## Goal:
Review the material and extract every line in which the word "index" occurs.

(Front-end source files)
--- Start ---

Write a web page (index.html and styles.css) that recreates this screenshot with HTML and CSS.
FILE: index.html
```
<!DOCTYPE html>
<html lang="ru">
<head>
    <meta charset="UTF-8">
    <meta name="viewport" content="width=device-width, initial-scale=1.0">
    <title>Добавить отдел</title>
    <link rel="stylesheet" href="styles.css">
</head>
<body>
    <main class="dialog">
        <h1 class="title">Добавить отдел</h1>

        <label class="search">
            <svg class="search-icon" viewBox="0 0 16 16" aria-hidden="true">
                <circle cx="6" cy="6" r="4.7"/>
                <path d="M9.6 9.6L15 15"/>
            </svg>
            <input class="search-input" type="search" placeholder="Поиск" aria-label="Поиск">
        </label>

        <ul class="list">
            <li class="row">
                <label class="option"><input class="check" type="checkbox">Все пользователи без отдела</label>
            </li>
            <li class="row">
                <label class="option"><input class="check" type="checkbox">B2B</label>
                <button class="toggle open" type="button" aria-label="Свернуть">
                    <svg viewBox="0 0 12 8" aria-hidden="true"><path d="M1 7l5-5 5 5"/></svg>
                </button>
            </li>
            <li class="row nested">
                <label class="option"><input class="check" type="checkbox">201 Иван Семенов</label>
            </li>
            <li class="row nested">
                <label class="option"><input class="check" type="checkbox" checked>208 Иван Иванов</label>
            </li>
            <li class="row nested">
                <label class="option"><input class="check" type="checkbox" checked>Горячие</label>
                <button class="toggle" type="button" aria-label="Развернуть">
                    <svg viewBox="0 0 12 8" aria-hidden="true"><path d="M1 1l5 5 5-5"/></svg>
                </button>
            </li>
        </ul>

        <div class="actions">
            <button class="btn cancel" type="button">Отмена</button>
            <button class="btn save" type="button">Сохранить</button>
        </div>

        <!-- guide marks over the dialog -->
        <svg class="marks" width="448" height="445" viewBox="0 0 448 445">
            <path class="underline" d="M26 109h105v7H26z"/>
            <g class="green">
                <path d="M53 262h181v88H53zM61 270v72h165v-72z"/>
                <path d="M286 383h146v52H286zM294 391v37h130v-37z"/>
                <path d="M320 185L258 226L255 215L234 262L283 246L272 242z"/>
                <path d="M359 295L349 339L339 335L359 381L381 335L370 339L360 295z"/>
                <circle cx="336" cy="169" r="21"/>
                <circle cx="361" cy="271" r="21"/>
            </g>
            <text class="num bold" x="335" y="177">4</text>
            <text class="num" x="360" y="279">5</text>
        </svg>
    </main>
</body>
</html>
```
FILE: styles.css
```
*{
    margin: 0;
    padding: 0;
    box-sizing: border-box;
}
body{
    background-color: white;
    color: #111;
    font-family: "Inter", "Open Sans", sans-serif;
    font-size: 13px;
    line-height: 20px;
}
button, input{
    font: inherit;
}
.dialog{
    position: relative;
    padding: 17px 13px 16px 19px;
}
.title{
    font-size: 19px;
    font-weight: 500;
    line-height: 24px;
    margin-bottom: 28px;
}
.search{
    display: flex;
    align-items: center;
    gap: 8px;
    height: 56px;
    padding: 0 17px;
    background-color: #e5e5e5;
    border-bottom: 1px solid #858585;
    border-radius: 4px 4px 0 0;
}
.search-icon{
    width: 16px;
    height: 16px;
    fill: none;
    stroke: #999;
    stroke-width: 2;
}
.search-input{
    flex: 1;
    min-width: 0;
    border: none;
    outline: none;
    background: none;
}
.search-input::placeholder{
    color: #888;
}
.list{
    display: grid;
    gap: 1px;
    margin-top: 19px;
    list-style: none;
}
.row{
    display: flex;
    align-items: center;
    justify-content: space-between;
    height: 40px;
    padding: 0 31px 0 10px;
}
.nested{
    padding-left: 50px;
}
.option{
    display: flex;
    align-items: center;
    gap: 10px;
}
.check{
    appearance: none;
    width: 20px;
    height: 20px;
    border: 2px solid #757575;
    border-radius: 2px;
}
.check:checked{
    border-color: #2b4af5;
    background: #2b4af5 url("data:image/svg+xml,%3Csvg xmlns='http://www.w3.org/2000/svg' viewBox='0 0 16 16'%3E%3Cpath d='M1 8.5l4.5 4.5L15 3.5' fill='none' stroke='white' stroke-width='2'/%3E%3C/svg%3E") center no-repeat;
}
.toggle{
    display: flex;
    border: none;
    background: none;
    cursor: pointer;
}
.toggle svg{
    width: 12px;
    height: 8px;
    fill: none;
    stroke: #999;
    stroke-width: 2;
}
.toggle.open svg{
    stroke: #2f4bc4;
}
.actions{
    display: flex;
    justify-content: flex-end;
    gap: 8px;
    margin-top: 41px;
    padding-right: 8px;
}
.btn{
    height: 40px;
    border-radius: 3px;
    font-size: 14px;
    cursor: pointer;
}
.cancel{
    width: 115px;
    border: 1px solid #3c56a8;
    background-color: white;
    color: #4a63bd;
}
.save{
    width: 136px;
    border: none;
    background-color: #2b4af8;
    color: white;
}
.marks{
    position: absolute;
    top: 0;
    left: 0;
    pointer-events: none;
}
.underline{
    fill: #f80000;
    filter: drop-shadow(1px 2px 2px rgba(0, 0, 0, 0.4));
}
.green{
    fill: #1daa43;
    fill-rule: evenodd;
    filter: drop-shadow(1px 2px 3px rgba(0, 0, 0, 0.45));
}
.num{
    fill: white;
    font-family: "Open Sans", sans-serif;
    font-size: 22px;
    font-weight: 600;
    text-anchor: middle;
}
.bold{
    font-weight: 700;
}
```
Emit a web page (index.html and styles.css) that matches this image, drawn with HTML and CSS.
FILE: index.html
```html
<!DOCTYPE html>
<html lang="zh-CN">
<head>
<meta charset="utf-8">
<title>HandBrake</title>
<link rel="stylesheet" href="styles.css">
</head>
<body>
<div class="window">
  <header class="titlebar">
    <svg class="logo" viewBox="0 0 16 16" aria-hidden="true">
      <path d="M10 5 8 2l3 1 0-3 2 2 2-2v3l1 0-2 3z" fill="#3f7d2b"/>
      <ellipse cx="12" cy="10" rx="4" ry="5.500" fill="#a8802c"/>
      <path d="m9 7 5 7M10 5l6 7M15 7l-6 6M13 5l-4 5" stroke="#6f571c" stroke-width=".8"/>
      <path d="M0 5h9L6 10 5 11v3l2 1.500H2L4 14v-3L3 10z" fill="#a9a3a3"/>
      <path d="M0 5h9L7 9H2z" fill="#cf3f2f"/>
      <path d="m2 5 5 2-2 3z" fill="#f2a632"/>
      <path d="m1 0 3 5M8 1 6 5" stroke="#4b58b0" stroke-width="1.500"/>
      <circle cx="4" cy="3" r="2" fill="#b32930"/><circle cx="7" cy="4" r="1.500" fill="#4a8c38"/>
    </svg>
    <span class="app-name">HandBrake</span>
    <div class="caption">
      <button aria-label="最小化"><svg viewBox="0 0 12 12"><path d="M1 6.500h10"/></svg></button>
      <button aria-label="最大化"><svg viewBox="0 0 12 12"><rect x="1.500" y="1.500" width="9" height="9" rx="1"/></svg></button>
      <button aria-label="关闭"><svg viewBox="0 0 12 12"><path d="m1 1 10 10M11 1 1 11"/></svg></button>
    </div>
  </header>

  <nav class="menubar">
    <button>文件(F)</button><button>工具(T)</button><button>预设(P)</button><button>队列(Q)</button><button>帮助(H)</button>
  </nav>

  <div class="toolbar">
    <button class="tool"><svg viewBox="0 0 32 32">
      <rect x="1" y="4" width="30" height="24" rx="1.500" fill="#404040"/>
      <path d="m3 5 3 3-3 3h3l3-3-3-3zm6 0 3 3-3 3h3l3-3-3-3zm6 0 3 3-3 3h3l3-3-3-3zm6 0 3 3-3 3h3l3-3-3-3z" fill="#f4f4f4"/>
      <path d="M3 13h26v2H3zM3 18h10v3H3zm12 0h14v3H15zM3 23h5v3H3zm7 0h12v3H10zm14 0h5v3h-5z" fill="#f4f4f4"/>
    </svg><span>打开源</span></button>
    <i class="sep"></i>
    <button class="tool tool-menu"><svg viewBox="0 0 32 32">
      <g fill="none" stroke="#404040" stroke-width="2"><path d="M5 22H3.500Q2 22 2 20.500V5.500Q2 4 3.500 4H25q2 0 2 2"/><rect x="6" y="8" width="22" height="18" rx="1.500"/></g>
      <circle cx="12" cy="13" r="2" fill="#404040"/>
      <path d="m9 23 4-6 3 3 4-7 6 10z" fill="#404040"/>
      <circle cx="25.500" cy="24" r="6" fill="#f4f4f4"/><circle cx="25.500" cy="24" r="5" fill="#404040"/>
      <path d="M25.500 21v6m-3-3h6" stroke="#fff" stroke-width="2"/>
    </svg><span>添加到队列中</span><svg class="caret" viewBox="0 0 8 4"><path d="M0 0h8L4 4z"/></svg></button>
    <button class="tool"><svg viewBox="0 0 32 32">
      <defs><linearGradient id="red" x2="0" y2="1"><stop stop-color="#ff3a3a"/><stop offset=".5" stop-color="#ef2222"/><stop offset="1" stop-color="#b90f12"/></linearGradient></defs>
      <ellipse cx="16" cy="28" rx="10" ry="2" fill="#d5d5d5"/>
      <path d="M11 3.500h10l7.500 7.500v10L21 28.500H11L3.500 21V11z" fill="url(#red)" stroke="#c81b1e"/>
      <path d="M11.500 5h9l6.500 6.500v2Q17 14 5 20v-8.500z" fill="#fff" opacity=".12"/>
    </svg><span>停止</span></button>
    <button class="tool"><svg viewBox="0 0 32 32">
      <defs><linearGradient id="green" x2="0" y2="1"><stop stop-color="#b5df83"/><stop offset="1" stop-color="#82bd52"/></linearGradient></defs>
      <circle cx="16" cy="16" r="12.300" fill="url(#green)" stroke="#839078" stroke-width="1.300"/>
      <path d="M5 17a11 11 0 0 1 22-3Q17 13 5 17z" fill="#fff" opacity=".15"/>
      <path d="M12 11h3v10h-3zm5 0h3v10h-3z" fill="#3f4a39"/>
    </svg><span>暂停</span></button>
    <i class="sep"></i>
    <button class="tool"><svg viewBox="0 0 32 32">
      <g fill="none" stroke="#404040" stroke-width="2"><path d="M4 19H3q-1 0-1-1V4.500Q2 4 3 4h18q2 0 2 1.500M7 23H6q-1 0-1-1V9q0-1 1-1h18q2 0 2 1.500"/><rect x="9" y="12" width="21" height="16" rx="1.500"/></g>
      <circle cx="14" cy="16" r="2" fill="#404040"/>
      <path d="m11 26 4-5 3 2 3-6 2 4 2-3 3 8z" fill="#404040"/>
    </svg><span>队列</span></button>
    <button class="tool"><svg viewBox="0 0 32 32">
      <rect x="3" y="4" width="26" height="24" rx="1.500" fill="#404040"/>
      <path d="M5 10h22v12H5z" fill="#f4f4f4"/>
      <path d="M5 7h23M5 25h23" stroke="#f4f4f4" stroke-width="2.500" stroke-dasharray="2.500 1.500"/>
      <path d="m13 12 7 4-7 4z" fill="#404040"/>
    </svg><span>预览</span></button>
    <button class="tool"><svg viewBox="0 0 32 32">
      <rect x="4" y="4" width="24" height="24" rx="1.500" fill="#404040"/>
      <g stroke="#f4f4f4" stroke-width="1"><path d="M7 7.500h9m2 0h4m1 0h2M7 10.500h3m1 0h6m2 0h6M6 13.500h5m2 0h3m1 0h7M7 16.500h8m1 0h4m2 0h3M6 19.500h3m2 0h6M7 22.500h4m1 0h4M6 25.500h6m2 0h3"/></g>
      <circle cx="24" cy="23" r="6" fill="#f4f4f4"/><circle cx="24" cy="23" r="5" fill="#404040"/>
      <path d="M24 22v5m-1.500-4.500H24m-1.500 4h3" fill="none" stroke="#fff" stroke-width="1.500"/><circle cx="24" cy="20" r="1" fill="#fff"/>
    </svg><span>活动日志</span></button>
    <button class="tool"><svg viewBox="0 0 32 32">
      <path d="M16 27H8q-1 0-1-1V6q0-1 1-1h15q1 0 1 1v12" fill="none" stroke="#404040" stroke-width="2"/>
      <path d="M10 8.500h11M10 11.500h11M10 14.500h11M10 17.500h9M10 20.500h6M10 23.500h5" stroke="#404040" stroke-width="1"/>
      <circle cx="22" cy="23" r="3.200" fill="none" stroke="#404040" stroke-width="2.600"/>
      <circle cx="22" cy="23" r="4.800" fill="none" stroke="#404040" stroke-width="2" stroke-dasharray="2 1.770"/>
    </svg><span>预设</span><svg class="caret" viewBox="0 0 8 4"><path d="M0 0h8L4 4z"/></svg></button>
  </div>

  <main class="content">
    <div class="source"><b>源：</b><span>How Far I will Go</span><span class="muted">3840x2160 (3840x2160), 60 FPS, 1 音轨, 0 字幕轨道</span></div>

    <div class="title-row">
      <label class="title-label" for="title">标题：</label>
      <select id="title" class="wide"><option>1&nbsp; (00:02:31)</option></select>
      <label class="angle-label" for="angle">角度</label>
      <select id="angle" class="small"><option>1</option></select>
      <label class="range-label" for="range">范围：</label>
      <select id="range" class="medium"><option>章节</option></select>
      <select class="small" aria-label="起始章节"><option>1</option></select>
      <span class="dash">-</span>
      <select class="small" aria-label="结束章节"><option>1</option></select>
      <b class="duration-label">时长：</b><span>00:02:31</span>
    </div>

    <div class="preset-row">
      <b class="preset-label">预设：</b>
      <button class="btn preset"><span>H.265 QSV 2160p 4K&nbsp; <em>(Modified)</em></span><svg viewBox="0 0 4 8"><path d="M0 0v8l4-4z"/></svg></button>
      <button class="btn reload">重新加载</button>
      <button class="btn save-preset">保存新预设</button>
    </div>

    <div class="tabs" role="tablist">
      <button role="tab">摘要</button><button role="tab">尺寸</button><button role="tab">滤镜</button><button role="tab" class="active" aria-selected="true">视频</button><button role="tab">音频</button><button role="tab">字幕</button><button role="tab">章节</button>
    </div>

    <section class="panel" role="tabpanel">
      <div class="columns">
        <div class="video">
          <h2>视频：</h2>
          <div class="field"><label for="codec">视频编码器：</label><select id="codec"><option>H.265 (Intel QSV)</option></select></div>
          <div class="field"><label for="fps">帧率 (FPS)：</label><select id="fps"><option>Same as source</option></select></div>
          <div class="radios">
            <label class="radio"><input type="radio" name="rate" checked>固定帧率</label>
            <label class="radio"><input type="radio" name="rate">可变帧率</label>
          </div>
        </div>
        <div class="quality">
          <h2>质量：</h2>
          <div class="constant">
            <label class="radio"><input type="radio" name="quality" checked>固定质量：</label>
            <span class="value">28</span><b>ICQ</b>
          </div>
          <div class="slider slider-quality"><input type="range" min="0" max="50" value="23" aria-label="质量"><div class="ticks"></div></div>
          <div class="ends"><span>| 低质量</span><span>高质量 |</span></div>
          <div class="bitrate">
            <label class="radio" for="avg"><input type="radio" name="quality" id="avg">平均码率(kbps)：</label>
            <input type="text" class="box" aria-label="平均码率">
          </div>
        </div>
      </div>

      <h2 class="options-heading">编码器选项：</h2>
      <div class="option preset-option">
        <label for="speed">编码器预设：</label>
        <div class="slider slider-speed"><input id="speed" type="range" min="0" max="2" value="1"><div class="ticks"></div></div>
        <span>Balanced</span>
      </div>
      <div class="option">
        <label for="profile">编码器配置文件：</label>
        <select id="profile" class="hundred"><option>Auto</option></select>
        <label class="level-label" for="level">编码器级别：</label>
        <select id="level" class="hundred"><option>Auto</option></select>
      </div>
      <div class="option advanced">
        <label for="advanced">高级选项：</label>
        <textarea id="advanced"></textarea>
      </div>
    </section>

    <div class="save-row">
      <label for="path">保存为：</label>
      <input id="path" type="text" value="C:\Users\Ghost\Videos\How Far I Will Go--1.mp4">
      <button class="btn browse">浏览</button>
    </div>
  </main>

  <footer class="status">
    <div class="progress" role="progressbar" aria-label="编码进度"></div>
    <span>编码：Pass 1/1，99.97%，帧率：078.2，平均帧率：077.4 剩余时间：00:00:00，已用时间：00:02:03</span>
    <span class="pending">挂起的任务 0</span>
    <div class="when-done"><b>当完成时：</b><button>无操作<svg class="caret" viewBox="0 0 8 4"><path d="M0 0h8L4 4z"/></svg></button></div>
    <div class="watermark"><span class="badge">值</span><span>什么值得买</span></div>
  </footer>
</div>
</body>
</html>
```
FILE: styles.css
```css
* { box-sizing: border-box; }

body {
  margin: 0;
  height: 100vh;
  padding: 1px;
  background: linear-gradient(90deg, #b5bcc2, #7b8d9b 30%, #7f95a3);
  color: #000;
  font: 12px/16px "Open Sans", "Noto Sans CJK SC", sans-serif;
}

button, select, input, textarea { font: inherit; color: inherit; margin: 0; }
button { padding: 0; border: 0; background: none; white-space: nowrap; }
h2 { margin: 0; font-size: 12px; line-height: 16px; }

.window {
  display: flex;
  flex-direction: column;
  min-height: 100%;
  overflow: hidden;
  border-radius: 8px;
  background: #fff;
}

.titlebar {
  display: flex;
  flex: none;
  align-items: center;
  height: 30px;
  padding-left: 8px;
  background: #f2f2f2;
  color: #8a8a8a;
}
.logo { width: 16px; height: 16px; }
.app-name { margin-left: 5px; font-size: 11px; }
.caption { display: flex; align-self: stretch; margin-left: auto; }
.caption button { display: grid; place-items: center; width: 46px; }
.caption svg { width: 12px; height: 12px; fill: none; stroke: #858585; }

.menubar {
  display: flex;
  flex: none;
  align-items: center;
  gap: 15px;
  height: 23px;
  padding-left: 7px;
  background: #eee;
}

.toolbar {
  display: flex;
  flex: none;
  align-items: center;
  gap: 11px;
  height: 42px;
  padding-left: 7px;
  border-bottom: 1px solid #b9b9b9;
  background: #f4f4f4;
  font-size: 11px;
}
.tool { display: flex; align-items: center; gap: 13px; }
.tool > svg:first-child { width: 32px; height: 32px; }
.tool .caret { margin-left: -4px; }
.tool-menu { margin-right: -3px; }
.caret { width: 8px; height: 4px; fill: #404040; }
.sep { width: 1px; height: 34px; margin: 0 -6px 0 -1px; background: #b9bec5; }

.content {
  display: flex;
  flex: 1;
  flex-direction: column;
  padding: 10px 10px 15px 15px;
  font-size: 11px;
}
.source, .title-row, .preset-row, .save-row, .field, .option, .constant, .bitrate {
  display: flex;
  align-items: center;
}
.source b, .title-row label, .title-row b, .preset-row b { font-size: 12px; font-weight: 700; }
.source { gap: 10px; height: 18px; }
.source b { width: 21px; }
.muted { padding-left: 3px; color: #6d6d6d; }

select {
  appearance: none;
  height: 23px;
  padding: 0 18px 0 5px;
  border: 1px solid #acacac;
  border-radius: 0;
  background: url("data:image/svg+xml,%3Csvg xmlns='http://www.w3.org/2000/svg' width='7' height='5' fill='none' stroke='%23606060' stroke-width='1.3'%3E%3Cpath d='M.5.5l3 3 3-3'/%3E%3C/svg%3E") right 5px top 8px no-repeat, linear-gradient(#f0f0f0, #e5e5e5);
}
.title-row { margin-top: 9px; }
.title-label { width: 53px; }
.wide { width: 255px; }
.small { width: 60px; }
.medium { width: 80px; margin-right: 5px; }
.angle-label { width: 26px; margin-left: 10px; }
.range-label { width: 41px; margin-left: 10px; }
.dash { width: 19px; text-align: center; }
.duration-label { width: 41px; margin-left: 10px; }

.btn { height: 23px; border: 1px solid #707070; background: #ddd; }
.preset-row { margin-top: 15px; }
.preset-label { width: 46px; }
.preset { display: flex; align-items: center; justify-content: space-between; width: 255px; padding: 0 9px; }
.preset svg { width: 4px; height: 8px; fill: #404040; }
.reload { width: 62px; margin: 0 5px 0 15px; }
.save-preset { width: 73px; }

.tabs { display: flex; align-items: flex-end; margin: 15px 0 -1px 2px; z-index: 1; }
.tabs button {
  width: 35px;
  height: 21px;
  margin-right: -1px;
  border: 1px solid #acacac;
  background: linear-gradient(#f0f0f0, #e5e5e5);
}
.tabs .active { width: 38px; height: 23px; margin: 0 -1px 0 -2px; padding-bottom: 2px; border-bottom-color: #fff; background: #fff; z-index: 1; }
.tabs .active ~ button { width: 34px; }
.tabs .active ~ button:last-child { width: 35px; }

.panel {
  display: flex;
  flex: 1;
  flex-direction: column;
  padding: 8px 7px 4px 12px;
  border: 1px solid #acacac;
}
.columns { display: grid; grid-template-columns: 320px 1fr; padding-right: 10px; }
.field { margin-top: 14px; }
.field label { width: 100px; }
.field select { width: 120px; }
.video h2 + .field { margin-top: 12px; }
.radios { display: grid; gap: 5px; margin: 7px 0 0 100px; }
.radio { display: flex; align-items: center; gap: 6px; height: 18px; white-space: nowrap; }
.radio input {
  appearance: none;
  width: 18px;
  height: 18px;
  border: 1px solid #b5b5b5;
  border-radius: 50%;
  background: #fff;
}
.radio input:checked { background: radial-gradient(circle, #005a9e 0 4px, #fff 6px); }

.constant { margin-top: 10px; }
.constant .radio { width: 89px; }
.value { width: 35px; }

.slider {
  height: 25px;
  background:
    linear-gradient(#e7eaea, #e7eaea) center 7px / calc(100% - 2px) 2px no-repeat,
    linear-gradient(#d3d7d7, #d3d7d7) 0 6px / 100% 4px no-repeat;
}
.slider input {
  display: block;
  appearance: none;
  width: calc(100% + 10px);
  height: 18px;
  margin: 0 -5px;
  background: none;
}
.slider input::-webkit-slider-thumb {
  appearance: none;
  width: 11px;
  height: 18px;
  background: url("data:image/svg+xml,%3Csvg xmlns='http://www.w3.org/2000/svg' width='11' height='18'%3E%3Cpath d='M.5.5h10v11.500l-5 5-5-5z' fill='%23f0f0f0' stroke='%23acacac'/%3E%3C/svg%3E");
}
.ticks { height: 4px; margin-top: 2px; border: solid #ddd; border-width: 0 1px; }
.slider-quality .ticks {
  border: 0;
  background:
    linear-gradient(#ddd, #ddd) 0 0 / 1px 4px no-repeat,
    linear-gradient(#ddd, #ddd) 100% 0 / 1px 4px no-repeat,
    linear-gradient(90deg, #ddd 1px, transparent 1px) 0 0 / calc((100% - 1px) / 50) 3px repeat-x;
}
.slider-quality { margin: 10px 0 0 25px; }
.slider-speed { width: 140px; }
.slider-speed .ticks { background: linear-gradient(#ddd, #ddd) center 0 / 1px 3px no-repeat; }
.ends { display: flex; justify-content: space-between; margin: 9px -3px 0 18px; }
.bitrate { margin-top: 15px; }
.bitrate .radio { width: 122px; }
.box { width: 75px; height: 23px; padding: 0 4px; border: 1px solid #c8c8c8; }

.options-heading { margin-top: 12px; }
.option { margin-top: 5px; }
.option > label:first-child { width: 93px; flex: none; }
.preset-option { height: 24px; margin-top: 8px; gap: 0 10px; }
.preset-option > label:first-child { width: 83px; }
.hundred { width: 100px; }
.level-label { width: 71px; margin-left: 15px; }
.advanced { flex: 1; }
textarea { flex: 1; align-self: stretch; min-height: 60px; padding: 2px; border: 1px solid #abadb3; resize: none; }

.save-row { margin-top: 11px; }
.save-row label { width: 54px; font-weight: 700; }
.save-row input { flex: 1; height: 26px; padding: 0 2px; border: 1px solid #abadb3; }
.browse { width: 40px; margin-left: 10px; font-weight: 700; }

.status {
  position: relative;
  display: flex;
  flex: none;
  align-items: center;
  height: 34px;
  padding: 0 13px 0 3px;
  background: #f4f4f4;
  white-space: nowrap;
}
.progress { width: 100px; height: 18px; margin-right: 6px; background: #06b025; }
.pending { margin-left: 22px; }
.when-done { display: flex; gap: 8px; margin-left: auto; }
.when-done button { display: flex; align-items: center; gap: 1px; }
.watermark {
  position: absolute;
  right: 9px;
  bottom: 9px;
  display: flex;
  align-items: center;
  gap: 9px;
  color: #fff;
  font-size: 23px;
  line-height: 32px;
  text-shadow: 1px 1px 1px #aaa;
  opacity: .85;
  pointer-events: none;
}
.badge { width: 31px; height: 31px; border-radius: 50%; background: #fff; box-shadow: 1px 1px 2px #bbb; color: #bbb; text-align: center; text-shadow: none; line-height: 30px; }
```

--- End ---

## Solution below:
Write a web page (index.html and styles.css) that recreates this screenshot with HTML and CSS.
FILE: index.html
Emit a web page (index.html and styles.css) that matches this image, drawn with HTML and CSS.
FILE: index.html
.tabs { display: flex; align-items: flex-end; margin: 15px 0 -1px 2px; z-index: 1; }
.tabs .active { width: 38px; height: 23px; margin: 0 -1px 0 -2px; padding-bottom: 2px; border-bottom-color: #fff; background: #fff; z-index: 1; }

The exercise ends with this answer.